Mountaineer fires up 4-H

Newly-minted Mountaineer Mary Roush teaches kids at 4-H camp how to cheer for West Virginia University.

ROMNEY – The sounds of a gunshot echoed around Hampshire Park last week as the newest Mountaineer Mascot held a musket in the air while starry eyed 4-H campers looked on in amazement.

Mary Roush, the 3rd female mascot for the West Virginia Mountaineers donned the coonskin cap and talked to campers about overcoming obstacles and working towards your goals.

“It’s the dream of a lifetime,” said Roush. 

“I love the state of West Virginia with all my heart and I love WVU with all my heart, so this is a great opportunity to give back to the places and people I love.”

On April 22, Roush officially became the 3rd female Mountaineer Mascot following in the footsteps of Natalie Tennant (1990-91) and Rebecca Durst (2009-10) dating back to the 1st official Mountaineer selected in 1934.

“They have already broken that glass ceiling for me,” said Roush when discussing her female predecessors.

“I’m very thankful for all those influential people, but luckily I have a strong support system to help me have the courage.”

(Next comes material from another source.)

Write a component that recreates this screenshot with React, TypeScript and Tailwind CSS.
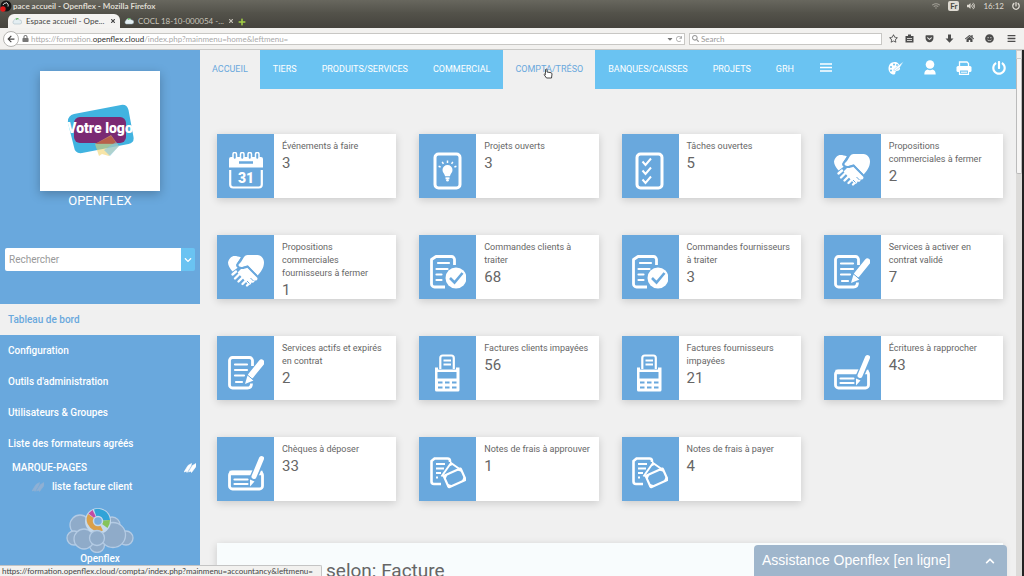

The Wahama High School graduate never thought that she would be the next female Mountaineer, but that didn’t dim her dream of trying to achieve that desire to don the buckskins and carry the rifle.

“It was more of a dream in high school, but as soon as I got to WVU and understood the culture of the university I knew this was the perfect position for me,” said Roush.

“I knew I was destined to do something big, and it took me a while to know that was being the Mountaineer.”

Roush, who hails from Mason County, is the 68th Mountaineer Mascot of all-time and the 1st freshman to wear the coonskin cap.

Roush did confirm that the raccoon is real atop her head, and that each mascot gets their own custom fitted cap.

The reason for Roush’s appearance at 4-H camp was to inspire young Mountaineers. 

“It’s great to be a role model for all kids in West Virginia, but especially girls, letting them know that a girl can be a Mountaineer,” said Roush.

“No matter what, as long as you work hard and no matter what adversity you may be facing, if you work hard, your dreams can come true.”

One of the best moments from Roush’s time at Hampshire Park was when she had the young kids chanting, “Let’s Go … Mountaineers!” followed by a blast from the musket.

After her speaking engagements were finished, Roush spent some time taking pictures and talking to the campers 1-on-1 about being a mascot.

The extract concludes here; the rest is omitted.